Pages as source code:
-*-*-

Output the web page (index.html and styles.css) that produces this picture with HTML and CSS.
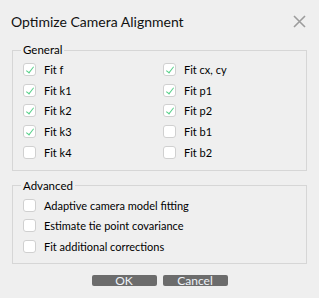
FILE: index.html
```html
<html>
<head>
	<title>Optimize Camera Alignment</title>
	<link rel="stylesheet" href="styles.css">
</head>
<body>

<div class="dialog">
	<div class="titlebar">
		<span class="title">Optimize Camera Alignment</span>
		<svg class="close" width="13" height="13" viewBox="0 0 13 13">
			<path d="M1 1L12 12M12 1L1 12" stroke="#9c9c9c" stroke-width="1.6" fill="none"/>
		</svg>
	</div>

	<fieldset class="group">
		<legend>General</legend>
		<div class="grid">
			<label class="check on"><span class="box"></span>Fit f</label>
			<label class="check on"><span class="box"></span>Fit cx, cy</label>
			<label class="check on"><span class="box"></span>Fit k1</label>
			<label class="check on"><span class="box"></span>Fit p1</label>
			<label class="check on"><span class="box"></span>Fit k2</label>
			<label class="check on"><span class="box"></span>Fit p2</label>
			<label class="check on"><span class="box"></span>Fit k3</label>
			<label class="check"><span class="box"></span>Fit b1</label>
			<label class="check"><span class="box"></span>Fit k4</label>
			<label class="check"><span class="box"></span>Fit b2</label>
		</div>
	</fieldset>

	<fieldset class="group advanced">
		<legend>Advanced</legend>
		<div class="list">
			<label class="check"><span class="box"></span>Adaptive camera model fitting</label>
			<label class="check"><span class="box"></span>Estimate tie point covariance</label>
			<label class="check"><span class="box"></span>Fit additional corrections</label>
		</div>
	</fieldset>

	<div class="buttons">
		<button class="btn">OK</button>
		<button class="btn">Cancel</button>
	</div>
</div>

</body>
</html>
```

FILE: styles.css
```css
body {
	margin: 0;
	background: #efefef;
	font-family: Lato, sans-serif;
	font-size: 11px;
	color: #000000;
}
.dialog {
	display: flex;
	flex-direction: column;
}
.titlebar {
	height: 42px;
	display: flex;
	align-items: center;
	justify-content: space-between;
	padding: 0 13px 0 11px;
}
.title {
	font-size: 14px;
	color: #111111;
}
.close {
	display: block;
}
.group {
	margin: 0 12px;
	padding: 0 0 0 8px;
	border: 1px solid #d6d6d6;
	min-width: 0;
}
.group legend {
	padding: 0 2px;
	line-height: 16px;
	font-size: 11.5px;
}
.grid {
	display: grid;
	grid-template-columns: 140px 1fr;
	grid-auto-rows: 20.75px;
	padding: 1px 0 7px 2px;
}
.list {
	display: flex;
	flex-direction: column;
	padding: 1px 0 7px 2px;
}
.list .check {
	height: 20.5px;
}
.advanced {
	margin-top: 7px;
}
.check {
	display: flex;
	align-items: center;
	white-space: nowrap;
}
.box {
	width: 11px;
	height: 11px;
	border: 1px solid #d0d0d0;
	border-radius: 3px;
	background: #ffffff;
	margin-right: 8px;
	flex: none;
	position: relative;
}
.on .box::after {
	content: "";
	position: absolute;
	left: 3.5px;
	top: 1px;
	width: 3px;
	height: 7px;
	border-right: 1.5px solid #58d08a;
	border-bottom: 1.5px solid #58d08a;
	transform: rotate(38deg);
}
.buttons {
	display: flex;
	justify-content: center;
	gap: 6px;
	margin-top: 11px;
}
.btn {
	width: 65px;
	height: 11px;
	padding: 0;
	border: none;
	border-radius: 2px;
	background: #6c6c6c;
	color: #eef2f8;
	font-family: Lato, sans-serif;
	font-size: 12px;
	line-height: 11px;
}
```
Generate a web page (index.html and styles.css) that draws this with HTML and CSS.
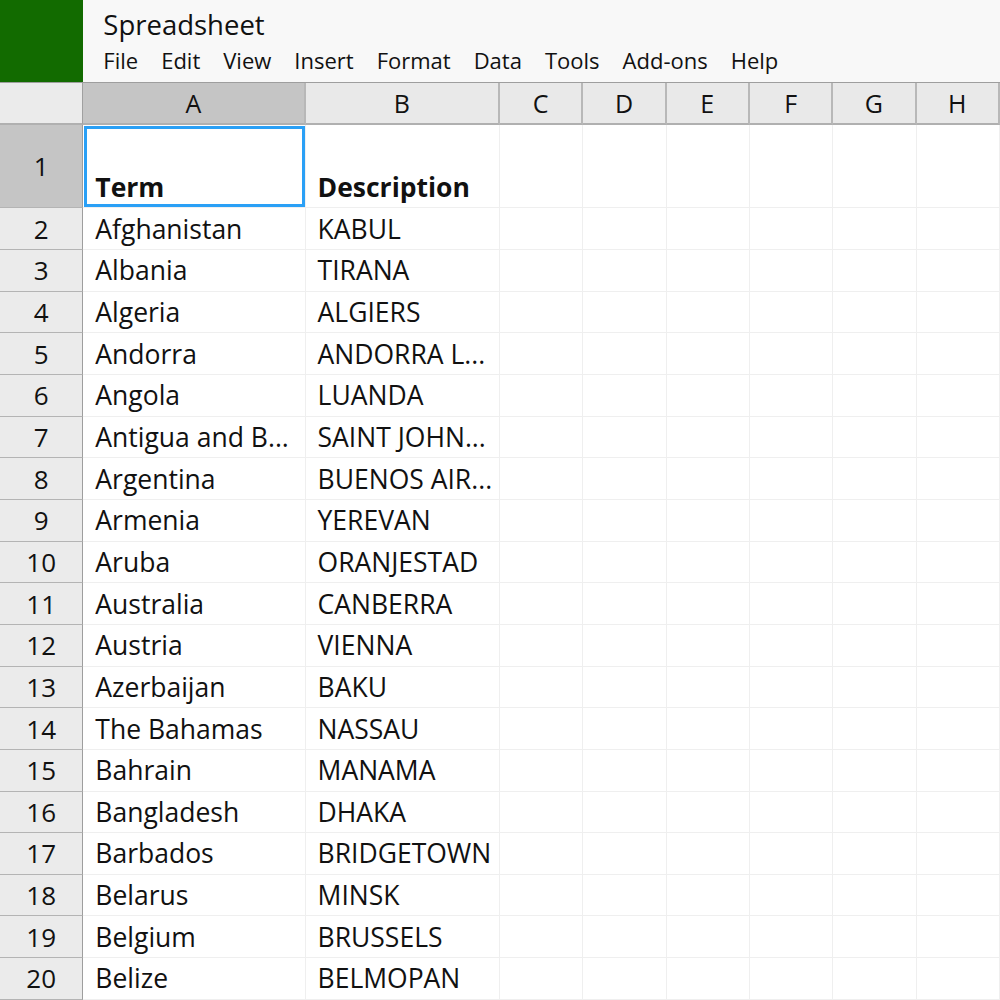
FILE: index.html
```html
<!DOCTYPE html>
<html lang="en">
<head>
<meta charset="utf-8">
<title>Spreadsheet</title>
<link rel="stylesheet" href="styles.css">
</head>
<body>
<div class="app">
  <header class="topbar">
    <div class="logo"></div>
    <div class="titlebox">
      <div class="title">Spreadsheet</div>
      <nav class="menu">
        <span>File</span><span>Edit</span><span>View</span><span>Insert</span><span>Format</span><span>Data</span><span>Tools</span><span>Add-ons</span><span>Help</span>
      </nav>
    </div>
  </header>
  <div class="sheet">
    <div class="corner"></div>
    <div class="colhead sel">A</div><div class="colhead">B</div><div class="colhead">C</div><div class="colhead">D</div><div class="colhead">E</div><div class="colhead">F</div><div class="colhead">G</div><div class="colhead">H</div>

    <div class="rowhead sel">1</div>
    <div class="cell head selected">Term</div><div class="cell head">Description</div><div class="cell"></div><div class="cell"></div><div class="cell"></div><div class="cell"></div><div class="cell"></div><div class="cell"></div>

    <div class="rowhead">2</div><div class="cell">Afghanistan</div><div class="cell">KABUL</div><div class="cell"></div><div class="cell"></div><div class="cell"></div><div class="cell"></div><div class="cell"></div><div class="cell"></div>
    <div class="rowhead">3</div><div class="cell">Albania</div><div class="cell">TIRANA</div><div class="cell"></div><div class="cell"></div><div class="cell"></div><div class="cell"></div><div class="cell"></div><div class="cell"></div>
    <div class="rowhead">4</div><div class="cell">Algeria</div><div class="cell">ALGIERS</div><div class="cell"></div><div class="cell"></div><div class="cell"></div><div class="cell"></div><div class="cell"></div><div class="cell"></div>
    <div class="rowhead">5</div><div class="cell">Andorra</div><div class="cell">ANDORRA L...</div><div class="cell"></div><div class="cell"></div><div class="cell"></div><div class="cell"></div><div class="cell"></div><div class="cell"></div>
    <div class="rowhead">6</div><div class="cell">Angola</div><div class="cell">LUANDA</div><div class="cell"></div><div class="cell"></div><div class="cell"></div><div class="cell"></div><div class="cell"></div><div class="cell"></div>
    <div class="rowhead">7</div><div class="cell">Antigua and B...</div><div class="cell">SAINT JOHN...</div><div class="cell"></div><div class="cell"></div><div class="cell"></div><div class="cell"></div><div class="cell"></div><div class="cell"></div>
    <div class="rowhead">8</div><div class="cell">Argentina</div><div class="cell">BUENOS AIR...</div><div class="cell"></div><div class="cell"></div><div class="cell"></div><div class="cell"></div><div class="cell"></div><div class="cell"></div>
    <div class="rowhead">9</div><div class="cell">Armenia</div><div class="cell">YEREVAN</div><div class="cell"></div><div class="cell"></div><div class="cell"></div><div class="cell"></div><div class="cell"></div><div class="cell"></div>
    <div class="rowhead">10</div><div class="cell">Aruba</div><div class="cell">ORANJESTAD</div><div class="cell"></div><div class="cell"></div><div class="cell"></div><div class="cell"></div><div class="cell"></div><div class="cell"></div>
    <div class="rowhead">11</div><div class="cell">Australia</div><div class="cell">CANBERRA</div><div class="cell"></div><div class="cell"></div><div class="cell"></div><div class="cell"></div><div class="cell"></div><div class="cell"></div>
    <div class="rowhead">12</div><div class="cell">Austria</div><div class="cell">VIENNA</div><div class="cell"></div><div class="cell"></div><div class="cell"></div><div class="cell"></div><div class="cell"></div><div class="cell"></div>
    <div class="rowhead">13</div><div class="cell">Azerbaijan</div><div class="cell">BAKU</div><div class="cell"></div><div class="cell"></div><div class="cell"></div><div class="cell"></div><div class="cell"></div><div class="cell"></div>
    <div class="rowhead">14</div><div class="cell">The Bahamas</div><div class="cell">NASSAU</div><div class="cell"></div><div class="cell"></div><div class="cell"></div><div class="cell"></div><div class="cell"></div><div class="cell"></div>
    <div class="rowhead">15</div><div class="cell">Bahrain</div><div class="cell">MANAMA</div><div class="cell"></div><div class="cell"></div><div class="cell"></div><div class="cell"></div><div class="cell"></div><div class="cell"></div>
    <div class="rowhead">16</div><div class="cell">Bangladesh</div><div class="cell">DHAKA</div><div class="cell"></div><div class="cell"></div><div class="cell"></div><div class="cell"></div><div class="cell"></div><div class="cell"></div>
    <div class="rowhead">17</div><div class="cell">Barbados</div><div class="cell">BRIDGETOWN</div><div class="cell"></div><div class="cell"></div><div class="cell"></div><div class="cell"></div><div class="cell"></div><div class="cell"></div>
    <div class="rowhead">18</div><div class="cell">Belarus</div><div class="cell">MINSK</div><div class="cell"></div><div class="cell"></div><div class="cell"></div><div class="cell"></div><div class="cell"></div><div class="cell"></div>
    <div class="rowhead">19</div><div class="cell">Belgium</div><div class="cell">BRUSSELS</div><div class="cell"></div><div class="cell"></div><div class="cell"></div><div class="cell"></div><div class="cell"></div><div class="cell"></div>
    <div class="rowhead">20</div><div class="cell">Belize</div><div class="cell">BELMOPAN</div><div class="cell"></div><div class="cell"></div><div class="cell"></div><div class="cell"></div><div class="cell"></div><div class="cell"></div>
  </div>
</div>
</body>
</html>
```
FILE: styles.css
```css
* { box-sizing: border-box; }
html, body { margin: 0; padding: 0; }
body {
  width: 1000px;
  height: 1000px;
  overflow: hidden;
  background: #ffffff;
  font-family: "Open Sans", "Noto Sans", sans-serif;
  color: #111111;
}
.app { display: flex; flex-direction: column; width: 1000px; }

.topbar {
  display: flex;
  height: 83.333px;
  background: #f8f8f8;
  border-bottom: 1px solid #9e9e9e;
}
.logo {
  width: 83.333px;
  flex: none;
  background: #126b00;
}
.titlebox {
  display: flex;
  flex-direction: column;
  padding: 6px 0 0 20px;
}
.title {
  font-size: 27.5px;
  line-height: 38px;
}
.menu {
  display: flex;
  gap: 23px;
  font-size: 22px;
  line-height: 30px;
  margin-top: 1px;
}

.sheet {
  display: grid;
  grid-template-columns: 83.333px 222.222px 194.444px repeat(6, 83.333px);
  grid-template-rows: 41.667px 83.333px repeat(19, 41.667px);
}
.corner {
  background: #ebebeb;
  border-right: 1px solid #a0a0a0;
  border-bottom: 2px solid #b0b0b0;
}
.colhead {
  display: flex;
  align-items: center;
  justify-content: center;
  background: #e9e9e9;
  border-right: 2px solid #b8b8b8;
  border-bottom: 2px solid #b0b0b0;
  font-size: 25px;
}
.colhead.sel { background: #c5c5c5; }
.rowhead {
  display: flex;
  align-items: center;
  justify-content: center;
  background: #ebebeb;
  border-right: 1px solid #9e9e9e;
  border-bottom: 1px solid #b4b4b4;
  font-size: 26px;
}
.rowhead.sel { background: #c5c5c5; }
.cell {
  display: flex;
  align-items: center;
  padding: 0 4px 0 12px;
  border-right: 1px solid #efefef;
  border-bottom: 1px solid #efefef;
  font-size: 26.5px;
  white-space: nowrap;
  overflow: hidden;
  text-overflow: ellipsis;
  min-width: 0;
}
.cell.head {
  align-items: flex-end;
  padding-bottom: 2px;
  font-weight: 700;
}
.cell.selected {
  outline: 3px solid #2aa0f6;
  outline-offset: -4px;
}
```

-*-*-

*Exercise aim*
Say the number of lines in the listing that hold "index", with no added words.

*Correct result*
4